#### THE PROBLEM:
Write the material out again exactly as it stands.
□ □ □
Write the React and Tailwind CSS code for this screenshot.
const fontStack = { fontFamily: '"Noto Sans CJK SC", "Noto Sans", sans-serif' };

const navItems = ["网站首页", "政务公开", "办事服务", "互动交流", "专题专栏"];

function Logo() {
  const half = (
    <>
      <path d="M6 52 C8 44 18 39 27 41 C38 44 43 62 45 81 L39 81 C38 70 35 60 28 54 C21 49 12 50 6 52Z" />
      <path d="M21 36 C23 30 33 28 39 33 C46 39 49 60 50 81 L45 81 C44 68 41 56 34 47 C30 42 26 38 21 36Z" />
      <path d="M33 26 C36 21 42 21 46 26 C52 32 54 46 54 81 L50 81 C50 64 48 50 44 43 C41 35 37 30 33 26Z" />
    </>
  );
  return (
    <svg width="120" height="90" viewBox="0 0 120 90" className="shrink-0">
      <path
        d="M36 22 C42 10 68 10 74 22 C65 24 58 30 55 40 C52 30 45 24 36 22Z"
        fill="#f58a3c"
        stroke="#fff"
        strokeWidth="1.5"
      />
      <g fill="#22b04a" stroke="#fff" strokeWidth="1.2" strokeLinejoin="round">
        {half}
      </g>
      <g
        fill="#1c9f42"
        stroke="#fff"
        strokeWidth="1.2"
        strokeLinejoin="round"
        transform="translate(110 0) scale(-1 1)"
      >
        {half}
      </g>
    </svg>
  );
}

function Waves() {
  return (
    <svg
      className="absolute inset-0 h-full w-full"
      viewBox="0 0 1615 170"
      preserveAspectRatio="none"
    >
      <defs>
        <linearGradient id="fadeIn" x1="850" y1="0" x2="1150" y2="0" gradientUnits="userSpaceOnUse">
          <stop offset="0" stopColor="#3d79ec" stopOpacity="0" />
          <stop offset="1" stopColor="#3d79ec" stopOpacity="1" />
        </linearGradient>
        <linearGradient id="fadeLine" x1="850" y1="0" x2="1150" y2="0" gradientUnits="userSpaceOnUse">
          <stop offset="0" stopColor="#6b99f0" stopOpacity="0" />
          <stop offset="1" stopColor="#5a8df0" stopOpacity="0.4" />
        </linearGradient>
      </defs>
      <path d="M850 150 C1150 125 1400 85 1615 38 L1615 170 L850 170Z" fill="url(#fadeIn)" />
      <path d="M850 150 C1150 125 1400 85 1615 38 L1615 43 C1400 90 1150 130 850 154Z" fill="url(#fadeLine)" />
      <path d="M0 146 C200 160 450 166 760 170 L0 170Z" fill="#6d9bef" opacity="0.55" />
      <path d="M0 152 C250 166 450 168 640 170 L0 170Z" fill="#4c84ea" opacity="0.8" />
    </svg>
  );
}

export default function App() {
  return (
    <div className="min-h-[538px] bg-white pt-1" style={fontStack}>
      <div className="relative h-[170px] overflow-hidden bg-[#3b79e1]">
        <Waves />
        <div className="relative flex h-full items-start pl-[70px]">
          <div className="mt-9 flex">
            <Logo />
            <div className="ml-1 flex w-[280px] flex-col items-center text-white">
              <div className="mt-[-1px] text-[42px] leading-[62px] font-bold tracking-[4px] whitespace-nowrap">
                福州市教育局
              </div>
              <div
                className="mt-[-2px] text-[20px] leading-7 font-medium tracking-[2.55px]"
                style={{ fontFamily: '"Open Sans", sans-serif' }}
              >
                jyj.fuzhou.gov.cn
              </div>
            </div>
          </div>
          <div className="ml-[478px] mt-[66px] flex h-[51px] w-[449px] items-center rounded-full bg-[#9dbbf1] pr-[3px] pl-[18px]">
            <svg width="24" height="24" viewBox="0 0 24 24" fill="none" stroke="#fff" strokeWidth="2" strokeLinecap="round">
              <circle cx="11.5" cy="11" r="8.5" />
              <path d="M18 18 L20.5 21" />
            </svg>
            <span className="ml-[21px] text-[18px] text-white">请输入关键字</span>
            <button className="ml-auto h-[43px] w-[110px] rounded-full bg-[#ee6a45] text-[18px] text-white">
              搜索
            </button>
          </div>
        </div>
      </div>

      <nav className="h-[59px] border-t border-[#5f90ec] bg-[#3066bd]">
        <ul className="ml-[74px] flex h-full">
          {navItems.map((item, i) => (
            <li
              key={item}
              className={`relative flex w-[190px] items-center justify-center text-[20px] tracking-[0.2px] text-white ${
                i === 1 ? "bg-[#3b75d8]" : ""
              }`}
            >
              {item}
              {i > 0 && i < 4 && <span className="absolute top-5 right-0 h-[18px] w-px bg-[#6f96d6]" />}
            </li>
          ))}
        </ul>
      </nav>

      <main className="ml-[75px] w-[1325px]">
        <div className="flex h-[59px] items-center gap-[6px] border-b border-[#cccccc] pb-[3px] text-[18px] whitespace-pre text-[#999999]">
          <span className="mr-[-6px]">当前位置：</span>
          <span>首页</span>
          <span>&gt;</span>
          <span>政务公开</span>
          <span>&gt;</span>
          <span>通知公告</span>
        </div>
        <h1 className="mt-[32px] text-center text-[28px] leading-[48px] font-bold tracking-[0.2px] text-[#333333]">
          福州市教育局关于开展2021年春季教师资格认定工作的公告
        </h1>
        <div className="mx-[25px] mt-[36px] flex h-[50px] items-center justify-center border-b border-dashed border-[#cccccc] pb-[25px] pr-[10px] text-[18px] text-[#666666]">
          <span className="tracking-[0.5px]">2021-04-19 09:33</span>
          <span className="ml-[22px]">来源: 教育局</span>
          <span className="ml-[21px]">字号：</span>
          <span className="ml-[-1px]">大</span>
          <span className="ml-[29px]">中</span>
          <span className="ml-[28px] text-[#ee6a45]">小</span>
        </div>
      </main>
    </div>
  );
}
□ □ □
#### CORRECT RESULT:
Write the React and Tailwind CSS code for this screenshot.
const fontStack = { fontFamily: '"Noto Sans CJK SC", "Noto Sans", sans-serif' };

const navItems = ["网站首页", "政务公开", "办事服务", "互动交流", "专题专栏"];

function Logo() {
  const half = (
    <>
      <path d="M6 52 C8 44 18 39 27 41 C38 44 43 62 45 81 L39 81 C38 70 35 60 28 54 C21 49 12 50 6 52Z" />
      <path d="M21 36 C23 30 33 28 39 33 C46 39 49 60 50 81 L45 81 C44 68 41 56 34 47 C30 42 26 38 21 36Z" />
      <path d="M33 26 C36 21 42 21 46 26 C52 32 54 46 54 81 L50 81 C50 64 48 50 44 43 C41 35 37 30 33 26Z" />
    </>
  );
  return (
    <svg width="120" height="90" viewBox="0 0 120 90" className="shrink-0">
      <path
        d="M36 22 C42 10 68 10 74 22 C65 24 58 30 55 40 C52 30 45 24 36 22Z"
        fill="#f58a3c"
        stroke="#fff"
        strokeWidth="1.5"
      />
      <g fill="#22b04a" stroke="#fff" strokeWidth="1.2" strokeLinejoin="round">
        {half}
      </g>
      <g
        fill="#1c9f42"
        stroke="#fff"
        strokeWidth="1.2"
        strokeLinejoin="round"
        transform="translate(110 0) scale(-1 1)"
      >
        {half}
      </g>
    </svg>
  );
}

function Waves() {
  return (
    <svg
      className="absolute inset-0 h-full w-full"
      viewBox="0 0 1615 170"
      preserveAspectRatio="none"
    >
      <defs>
        <linearGradient id="fadeIn" x1="850" y1="0" x2="1150" y2="0" gradientUnits="userSpaceOnUse">
          <stop offset="0" stopColor="#3d79ec" stopOpacity="0" />
          <stop offset="1" stopColor="#3d79ec" stopOpacity="1" />
        </linearGradient>
        <linearGradient id="fadeLine" x1="850" y1="0" x2="1150" y2="0" gradientUnits="userSpaceOnUse">
          <stop offset="0" stopColor="#6b99f0" stopOpacity="0" />
          <stop offset="1" stopColor="#5a8df0" stopOpacity="0.4" />
        </linearGradient>
      </defs>
      <path d="M850 150 C1150 125 1400 85 1615 38 L1615 170 L850 170Z" fill="url(#fadeIn)" />
      <path d="M850 150 C1150 125 1400 85 1615 38 L1615 43 C1400 90 1150 130 850 154Z" fill="url(#fadeLine)" />
      <path d="M0 146 C200 160 450 166 760 170 L0 170Z" fill="#6d9bef" opacity="0.55" />
      <path d="M0 152 C250 166 450 168 640 170 L0 170Z" fill="#4c84ea" opacity="0.8" />
    </svg>
  );
}

export default function App() {
  return (
    <div className="min-h-[538px] bg-white pt-1" style={fontStack}>
      <div className="relative h-[170px] overflow-hidden bg-[#3b79e1]">
        <Waves />
        <div className="relative flex h-full items-start pl-[70px]">
          <div className="mt-9 flex">
            <Logo />
            <div className="ml-1 flex w-[280px] flex-col items-center text-white">
              <div className="mt-[-1px] text-[42px] leading-[62px] font-bold tracking-[4px] whitespace-nowrap">
                福州市教育局
              </div>
              <div
                className="mt-[-2px] text-[20px] leading-7 font-medium tracking-[2.55px]"
                style={{ fontFamily: '"Open Sans", sans-serif' }}
              >
                jyj.fuzhou.gov.cn
              </div>
            </div>
          </div>
          <div className="ml-[478px] mt-[66px] flex h-[51px] w-[449px] items-center rounded-full bg-[#9dbbf1] pr-[3px] pl-[18px]">
            <svg width="24" height="24" viewBox="0 0 24 24" fill="none" stroke="#fff" strokeWidth="2" strokeLinecap="round">
              <circle cx="11.5" cy="11" r="8.5" />
              <path d="M18 18 L20.5 21" />
            </svg>
            <span className="ml-[21px] text-[18px] text-white">请输入关键字</span>
            <button className="ml-auto h-[43px] w-[110px] rounded-full bg-[#ee6a45] text-[18px] text-white">
              搜索
            </button>
          </div>
        </div>
      </div>

      <nav className="h-[59px] border-t border-[#5f90ec] bg-[#3066bd]">
        <ul className="ml-[74px] flex h-full">
          {navItems.map((item, i) => (
            <li
              key={item}
              className={`relative flex w-[190px] items-center justify-center text-[20px] tracking-[0.2px] text-white ${
                i === 1 ? "bg-[#3b75d8]" : ""
              }`}
            >
              {item}
              {i > 0 && i < 4 && <span className="absolute top-5 right-0 h-[18px] w-px bg-[#6f96d6]" />}
            </li>
          ))}
        </ul>
      </nav>

      <main className="ml-[75px] w-[1325px]">
        <div className="flex h-[59px] items-center gap-[6px] border-b border-[#cccccc] pb-[3px] text-[18px] whitespace-pre text-[#999999]">
          <span className="mr-[-6px]">当前位置：</span>
          <span>首页</span>
          <span>&gt;</span>
          <span>政务公开</span>
          <span>&gt;</span>
          <span>通知公告</span>
        </div>
        <h1 className="mt-[32px] text-center text-[28px] leading-[48px] font-bold tracking-[0.2px] text-[#333333]">
          福州市教育局关于开展2021年春季教师资格认定工作的公告
        </h1>
        <div className="mx-[25px] mt-[36px] flex h-[50px] items-center justify-center border-b border-dashed border-[#cccccc] pb-[25px] pr-[10px] text-[18px] text-[#666666]">
          <span className="tracking-[0.5px]">2021-04-19 09:33</span>
          <span className="ml-[22px]">来源: 教育局</span>
          <span className="ml-[21px]">字号：</span>
          <span className="ml-[-1px]">大</span>
          <span className="ml-[29px]">中</span>
          <span className="ml-[28px] text-[#ee6a45]">小</span>
        </div>
      </main>
    </div>
  );
}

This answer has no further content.